Bei der groß angelegten Razzia nimmt sich die Polizei auch die Kölner Wohnung  von Ibrahim Abu Nagie vor. Der Salafist ist ein führender Kopf der Gruppierung „Die wahre Religion“ und gilt als Initiator der Verteilung  mehrerer hunderttausend Gratisexemplare des Korans.

Video: Politikredakteurin Andrea Dernbach zur Korandebatte

Auch „Die wahre Religion“ hat sich um ein Internetportal desselben Namens formiert. Auf der Website wird gegen Juden und Christen gehetzt. In einem Text heißt es, „möge Allahs Fluch auf ihnen allen sein“. Juden und Christen werden als „Feinde Allahs, Seines Gesandten und der Gläubigen“ sowie als „Bewohner der Hölle“ bezeichnet. Ein Salafist aus dem Umfeld von „Die wahre Religion“ hat im April in einem Video Journalisten des Tagesspiegels und der „Frankfurter Rundschau“ bedroht. Die Staatsanwaltschaft Köln stellte allerdings im April nach einer Ermittlungspanne ein Verfahren gegen Abu Nagie wegen des Verdachts auf Beschimpfung von  Religionsgemeinschaften und Öffentliche Aufforderung zu Straftaten ein.
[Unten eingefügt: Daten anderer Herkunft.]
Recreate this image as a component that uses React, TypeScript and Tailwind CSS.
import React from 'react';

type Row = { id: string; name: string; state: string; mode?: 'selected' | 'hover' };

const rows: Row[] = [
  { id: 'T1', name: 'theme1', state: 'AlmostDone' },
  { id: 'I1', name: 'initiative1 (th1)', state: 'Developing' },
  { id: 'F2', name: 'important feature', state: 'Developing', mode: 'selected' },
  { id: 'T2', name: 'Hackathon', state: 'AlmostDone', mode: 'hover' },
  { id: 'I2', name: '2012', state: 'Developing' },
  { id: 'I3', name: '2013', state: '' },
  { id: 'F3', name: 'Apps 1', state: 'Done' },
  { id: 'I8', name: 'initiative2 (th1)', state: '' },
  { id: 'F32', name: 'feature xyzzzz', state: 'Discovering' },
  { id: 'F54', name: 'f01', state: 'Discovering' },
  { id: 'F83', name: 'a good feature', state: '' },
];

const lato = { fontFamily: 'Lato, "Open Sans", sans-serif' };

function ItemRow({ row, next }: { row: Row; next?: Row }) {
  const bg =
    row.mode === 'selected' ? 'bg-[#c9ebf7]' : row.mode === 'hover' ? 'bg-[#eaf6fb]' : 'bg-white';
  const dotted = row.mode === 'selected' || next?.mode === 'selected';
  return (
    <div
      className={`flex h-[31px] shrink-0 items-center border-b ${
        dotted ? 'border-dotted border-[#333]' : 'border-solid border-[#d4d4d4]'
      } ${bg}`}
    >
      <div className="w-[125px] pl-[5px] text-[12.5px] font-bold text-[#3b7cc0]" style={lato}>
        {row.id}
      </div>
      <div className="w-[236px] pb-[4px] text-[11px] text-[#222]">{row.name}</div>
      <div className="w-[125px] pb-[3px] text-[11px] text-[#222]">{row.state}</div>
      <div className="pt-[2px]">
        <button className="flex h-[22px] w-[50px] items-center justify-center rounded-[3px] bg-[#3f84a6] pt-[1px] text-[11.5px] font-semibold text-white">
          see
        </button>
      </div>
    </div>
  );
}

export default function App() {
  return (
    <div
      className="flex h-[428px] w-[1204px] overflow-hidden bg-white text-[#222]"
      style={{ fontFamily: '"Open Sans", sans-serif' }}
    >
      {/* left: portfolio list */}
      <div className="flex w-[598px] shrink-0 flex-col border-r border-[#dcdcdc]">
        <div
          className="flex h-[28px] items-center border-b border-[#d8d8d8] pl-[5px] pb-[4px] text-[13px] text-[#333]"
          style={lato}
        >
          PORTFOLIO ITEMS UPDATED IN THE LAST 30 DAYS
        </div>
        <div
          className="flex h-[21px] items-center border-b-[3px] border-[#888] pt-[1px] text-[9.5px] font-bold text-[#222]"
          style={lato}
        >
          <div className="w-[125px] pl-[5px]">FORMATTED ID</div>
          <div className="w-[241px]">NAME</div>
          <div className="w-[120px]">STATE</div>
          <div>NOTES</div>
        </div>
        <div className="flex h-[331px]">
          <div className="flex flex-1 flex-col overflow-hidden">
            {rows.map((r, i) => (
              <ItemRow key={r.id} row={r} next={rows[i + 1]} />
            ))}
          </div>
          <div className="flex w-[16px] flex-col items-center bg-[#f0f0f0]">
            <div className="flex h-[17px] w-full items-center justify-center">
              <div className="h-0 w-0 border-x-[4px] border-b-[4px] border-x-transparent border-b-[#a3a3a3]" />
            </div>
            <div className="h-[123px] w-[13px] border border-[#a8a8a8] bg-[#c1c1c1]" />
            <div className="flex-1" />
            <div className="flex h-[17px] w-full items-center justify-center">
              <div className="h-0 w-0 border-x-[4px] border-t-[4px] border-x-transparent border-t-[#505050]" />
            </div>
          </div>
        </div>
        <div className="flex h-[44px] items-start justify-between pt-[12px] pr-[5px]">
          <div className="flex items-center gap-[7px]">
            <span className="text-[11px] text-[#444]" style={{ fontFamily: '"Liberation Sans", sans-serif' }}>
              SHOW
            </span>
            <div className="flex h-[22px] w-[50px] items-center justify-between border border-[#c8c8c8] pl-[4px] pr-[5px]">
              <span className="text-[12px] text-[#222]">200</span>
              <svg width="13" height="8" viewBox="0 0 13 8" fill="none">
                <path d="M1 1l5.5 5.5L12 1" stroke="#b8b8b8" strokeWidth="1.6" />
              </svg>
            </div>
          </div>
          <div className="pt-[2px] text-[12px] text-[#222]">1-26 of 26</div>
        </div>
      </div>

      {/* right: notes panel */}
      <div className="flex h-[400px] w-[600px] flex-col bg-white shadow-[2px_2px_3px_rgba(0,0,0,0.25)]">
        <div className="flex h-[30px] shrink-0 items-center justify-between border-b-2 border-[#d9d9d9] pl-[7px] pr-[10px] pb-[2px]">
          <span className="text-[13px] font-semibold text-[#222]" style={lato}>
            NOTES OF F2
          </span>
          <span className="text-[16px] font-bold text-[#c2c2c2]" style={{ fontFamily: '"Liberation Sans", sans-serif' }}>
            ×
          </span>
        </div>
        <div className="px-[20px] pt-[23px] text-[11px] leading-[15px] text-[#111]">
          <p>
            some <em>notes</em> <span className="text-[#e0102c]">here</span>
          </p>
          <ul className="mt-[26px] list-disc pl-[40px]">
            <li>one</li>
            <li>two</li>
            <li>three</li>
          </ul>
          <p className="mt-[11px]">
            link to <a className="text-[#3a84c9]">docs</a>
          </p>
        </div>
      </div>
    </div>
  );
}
Die Koran-Verteilaktion in Bildern:

Über ein Verbot des  Vereins Dawa FFM, gegen den jetzt ebenfalls ein vereinsrechtliches Ermittlungsverfahren anhängig ist, sprach der hessische Innenminister Boris Rhein (CDU) bereits im vergangenen Jahr. Dawa bedeutet Ruf, FFM steht für Frankfurt/Main. Nach Ansicht Rheins ist die 2008 gegründete Gruppierung  mitverantwortlich für  die Radikalisierung des Attentäters Arid Uka. Der junge Kosovare hatte im März 2011 am Frankfurter Flughafen zwei US-Soldaten erschossen. Die Tat war der erste islamistische Anschlag in Deutschland, bei dem Menschen getötet wurden. Sicherheitskreise halten Dawa FFM auch vor, junge Muslime für den "Heiligen Krieg" geworben zu haben.

Der Schlag, den Bundesinnenminister Hans-Peter Friedrich jetzt gegen die Salafisten führt, wurde beim Treffen der Innenministerkonferenz vom 30. Mai bis 1. Juni in Mecklenburg-Vorpommern vereinbart. Die Minister waren sich einig, dass die Repression gegen die Szene deutlich verstärkt werden müsse. Im Mai hatten Salafisten nicht nur in Solingen randaliert, sondern auch in Bonn am Rande einer Veranstaltung von Pro NRW mehrere Polizisten angegriffen. Ein Salafist aus Hessen stach auf Beamte ein und verletzte zwei schwer. Außerdem rief Ende Mai der Terrorist Yassin Chouka in einer Audiobotschaft zur Tötung von Journalisten und Mitgliedern der islamfeindlichen Pro-Bewegung auf.

Mit den Hetzparolen des von Salafisten als Autorität angesehenen Chouka nahm die Gefahr noch zu, die von der Szene in Deutschland ausgeht. Chouka meldete sich vermutlich von der pakistanischen Terrorhochburg Wasiristan aus. Der Terrorist und sein Bruder stammen aus Bonn und schlossen sich 2007 der „Islamischen Bewegung Usbekistans“ an, die mit Al Qaida und den Taliban verbündet ist.